Krystyna Melnyk. Altarpiece II, levkas and oil on wood. 2023.

Looking into the works through the lens of Alaimo’s ideas, Melnyk’s altarpieces confirm that we are indeed transcorporeal creatures.  The notion itself contains the essence of the concept as the prefix trans- in Latin means “across, beyond” and the corpus — “material/concrete object/body.” These combined suggest that the physical body can be “crossed”, entered, and affected by outer influences, and so transcorporeality suggests the fluidity of the body. The body in Melnyk’s paintings is exposed and defenseless, and this, once again, reminds me of the Christian icons — after the full-scale invasion, the author started defining herself as an iconographer rather than an artist. While the subject is a separate entity in the pieces of Melnyk, it is still deeply affected by pain that materializes in the wounds' fluid borders, questioning its autonomy and integrity. In Altarpiece II, I distinguish the neck and shoulders of a human being, but they are in the process of transformation — the borders of the body are slowly vanishing as if becoming liquid or melting down.

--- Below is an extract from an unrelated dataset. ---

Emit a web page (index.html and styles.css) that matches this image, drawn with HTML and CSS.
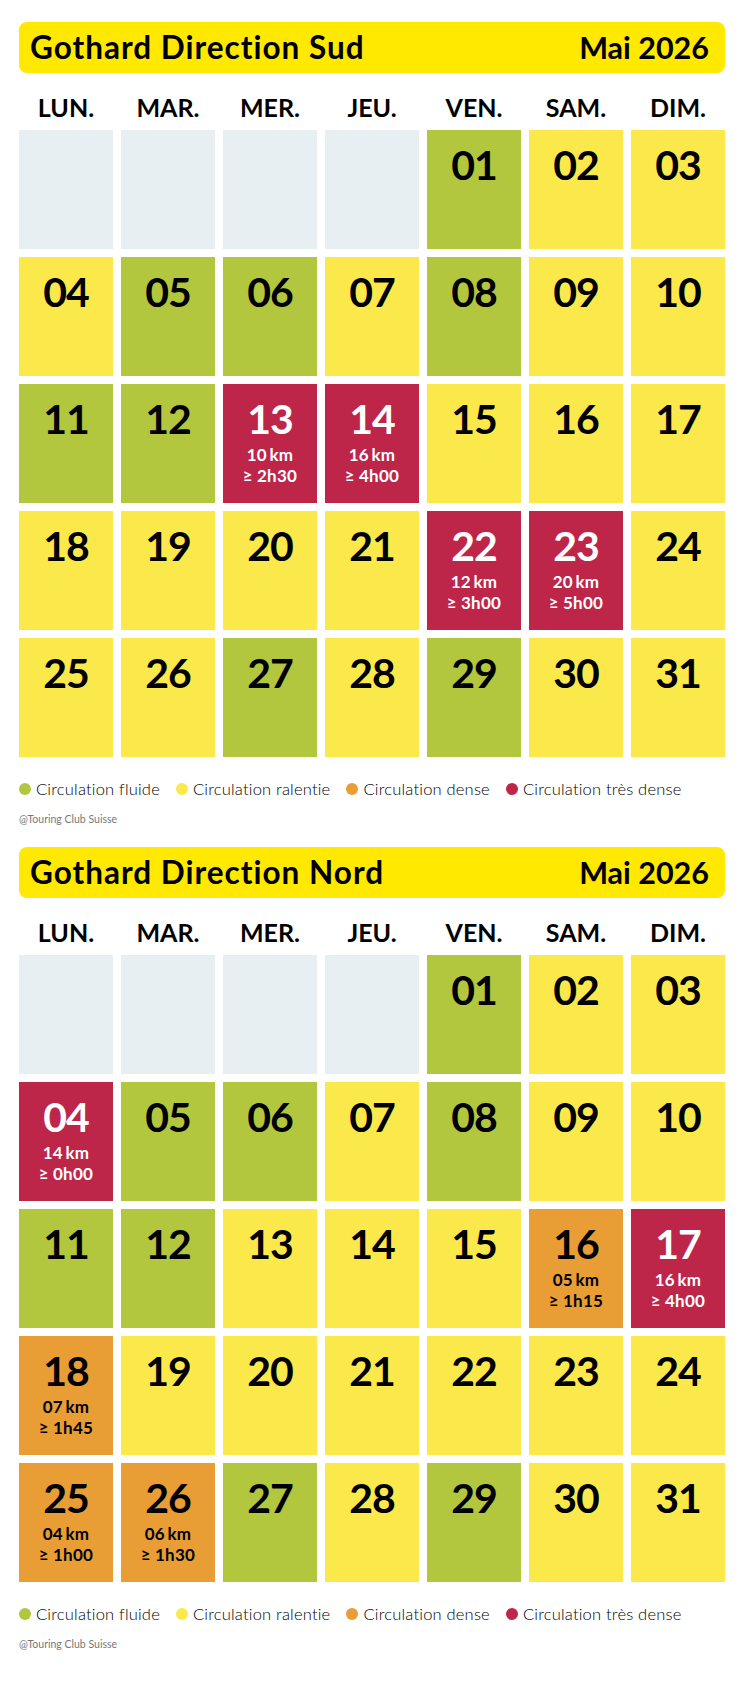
FILE: index.html
```html
<!DOCTYPE html>
<html lang="fr">
<head>
<meta charset="utf-8">
<title>Gothard – Mai 2026</title>
<link rel="stylesheet" href="styles.css">
</head>
<body>
<div class="page">
  <section class="cal">
    <div class="cal-head"><span class="title">Gothard Direction Sud</span><span class="month">Mai 2026</span></div>
    <div class="days"><span>LUN.</span><span>MAR.</span><span>MER.</span><span>JEU.</span><span>VEN.</span><span>SAM.</span><span>DIM.</span></div>
    <div class="grid">
      <div class="cell e"></div><div class="cell e"></div><div class="cell e"></div><div class="cell e"></div>
      <div class="cell g"><span class="n">01</span></div><div class="cell y"><span class="n">02</span></div><div class="cell y"><span class="n">03</span></div>
      <div class="cell y"><span class="n">04</span></div><div class="cell g"><span class="n">05</span></div><div class="cell g"><span class="n">06</span></div><div class="cell y"><span class="n">07</span></div><div class="cell g"><span class="n">08</span></div><div class="cell y"><span class="n">09</span></div><div class="cell y"><span class="n">10</span></div>
      <div class="cell g"><span class="n">11</span></div><div class="cell g"><span class="n">12</span></div>
      <div class="cell r"><span class="n">13</span><span class="s">10&#8201;km</span><span class="s"><span class="ge">≥</span>2h30</span></div>
      <div class="cell r"><span class="n">14</span><span class="s">16&#8201;km</span><span class="s"><span class="ge">≥</span>4h00</span></div>
      <div class="cell y"><span class="n">15</span></div><div class="cell y"><span class="n">16</span></div><div class="cell y"><span class="n">17</span></div>
      <div class="cell y"><span class="n">18</span></div><div class="cell y"><span class="n">19</span></div><div class="cell y"><span class="n">20</span></div><div class="cell y"><span class="n">21</span></div>
      <div class="cell r"><span class="n">22</span><span class="s">12&#8201;km</span><span class="s"><span class="ge">≥</span>3h00</span></div>
      <div class="cell r"><span class="n">23</span><span class="s">20&#8201;km</span><span class="s"><span class="ge">≥</span>5h00</span></div>
      <div class="cell y"><span class="n">24</span></div>
      <div class="cell y"><span class="n">25</span></div><div class="cell y"><span class="n">26</span></div><div class="cell g"><span class="n">27</span></div><div class="cell y"><span class="n">28</span></div><div class="cell g"><span class="n">29</span></div><div class="cell y"><span class="n">30</span></div><div class="cell y"><span class="n">31</span></div>
    </div>
    <div class="legend">
      <span class="item"><i class="dot g"></i>Circulation fluide</span>
      <span class="item"><i class="dot y"></i>Circulation ralentie</span>
      <span class="item"><i class="dot o"></i>Circulation dense</span>
      <span class="item"><i class="dot r"></i>Circulation très dense</span>
    </div>
    <div class="copy">@Touring Club Suisse</div>
  </section>

  <section class="cal">
    <div class="cal-head"><span class="title">Gothard Direction Nord</span><span class="month">Mai 2026</span></div>
    <div class="days"><span>LUN.</span><span>MAR.</span><span>MER.</span><span>JEU.</span><span>VEN.</span><span>SAM.</span><span>DIM.</span></div>
    <div class="grid">
      <div class="cell e"></div><div class="cell e"></div><div class="cell e"></div><div class="cell e"></div>
      <div class="cell g"><span class="n">01</span></div><div class="cell y"><span class="n">02</span></div><div class="cell y"><span class="n">03</span></div>
      <div class="cell r"><span class="n">04</span><span class="s">14&#8201;km</span><span class="s"><span class="ge">≥</span>0h00</span></div>
      <div class="cell g"><span class="n">05</span></div><div class="cell g"><span class="n">06</span></div><div class="cell y"><span class="n">07</span></div><div class="cell g"><span class="n">08</span></div><div class="cell y"><span class="n">09</span></div><div class="cell y"><span class="n">10</span></div>
      <div class="cell g"><span class="n">11</span></div><div class="cell g"><span class="n">12</span></div><div class="cell y"><span class="n">13</span></div><div class="cell y"><span class="n">14</span></div><div class="cell y"><span class="n">15</span></div>
      <div class="cell o"><span class="n">16</span><span class="s">05&#8201;km</span><span class="s"><span class="ge">≥</span>1h15</span></div>
      <div class="cell r"><span class="n">17</span><span class="s">16&#8201;km</span><span class="s"><span class="ge">≥</span>4h00</span></div>
      <div class="cell o"><span class="n">18</span><span class="s">07&#8201;km</span><span class="s"><span class="ge">≥</span>1h45</span></div>
      <div class="cell y"><span class="n">19</span></div><div class="cell y"><span class="n">20</span></div><div class="cell y"><span class="n">21</span></div><div class="cell y"><span class="n">22</span></div><div class="cell y"><span class="n">23</span></div><div class="cell y"><span class="n">24</span></div>
      <div class="cell o"><span class="n">25</span><span class="s">04&#8201;km</span><span class="s"><span class="ge">≥</span>1h00</span></div>
      <div class="cell o"><span class="n">26</span><span class="s">06&#8201;km</span><span class="s"><span class="ge">≥</span>1h30</span></div>
      <div class="cell g"><span class="n">27</span></div><div class="cell y"><span class="n">28</span></div><div class="cell g"><span class="n">29</span></div><div class="cell y"><span class="n">30</span></div><div class="cell y"><span class="n">31</span></div>
    </div>
    <div class="legend">
      <span class="item"><i class="dot g"></i>Circulation fluide</span>
      <span class="item"><i class="dot y"></i>Circulation ralentie</span>
      <span class="item"><i class="dot o"></i>Circulation dense</span>
      <span class="item"><i class="dot r"></i>Circulation très dense</span>
    </div>
    <div class="copy">@Touring Club Suisse</div>
  </section>
</div>
</body>
</html>
```
FILE: styles.css
```css
html, body {
  margin: 0;
  padding: 0;
  background: #fff;
}
body {
  font-family: Lato, "Noto Sans", sans-serif;
  color: #000;
  font-variant-ligatures: none;
}
.page {
  width: 706px;
  margin-left: 19px;
  padding-top: 22px;
}
.cal {
  margin-bottom: 22px;
}
.cal-head {
  height: 51px;
  background: #ffe900;
  border-radius: 8px;
  display: flex;
  justify-content: space-between;
  align-items: center;
  padding: 0 16px 0 11px;
  font-weight: 700;
  line-height: 51px;
}
.title {
  font-size: 31.5px;
  letter-spacing: 1px;
}
.month {
  font-size: 30.5px;
}
.days {
  display: grid;
  grid-template-columns: repeat(7, 94px);
  column-gap: 8px;
  height: 57px;
  box-sizing: border-box;
  padding-top: 22px;
  font-size: 25px;
  font-weight: 700;
  line-height: 24px;
  text-align: center;
}
.grid {
  display: grid;
  grid-template-columns: repeat(7, 94px);
  grid-auto-rows: 119px;
  gap: 8px;
}
.cell {
  display: flex;
  flex-direction: column;
  align-items: center;
  padding-top: 15px;
  box-sizing: border-box;
}
.cell.e { background: #e7eff2; }
.cell.g { background: #b2c73e; }
.cell.y { background: #fbe94c; }
.cell.o { background: #e89d35; }
.cell.r { background: #bd2549; color: #fff; }
.n {
  font-size: 41px;
  font-weight: 700;
  line-height: 40px;
  letter-spacing: -1px;
}
.s {
  font-size: 17px;
  font-weight: 700;
  line-height: 21px;
  letter-spacing: 0.3px;
}
.n + .s {
  margin-top: 5px;
}
.ge {
  margin-right: 4px;
}
.legend {
  display: flex;
  align-items: center;
  margin-top: 22px;
  height: 20px;
  font-size: 16.5px;
  font-weight: 300;
  line-height: 20px;
  letter-spacing: 0.2px;
}
.item {
  display: flex;
  align-items: center;
  margin-right: 16px;
}
.dot {
  width: 12px;
  height: 12px;
  border-radius: 50%;
  margin-right: 5px;
}
.dot.g { background: #b2c73e; }
.dot.y { background: #fbe94c; }
.dot.o { background: #e89d35; }
.dot.r { background: #bd2549; }
.copy {
  margin-top: 14px;
  font-size: 10.5px;
  line-height: 12px;
  color: #777;
}
```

A tender body in pain is a great example of transcorporeal experience, the one that Stacy Alaimo explains in her Bodily Natures: “Imagining human corporeality as trans-corporeality, in which the human is always intermeshed with the more-than-human world, underlines the extent to which the substance of the human is ultimately inseparable from ‘the environment.’”

Through the connections with other powers, we do feel that the body is transcorporeal — it transforms itself due to the changes around and experiences it goes through. Alaimo says: “bodies extend into places and places affect bodies.” This is relevant for both the images that depict the body melting into the realm of pain and the gallery's space. The place impacts us with Melnyk's works on the level of the body and sensations through empathy, calling for attention. In Altarpieces and other presented works, the human and pain merge, giving rise to a new sense of self-perception, and the artworks convey this message gracefully.

When All the Good Became Good and Left and the Evil Released is on view at The Naked Room (21 Reytarska Street, Kyiv) through February 28, 2024.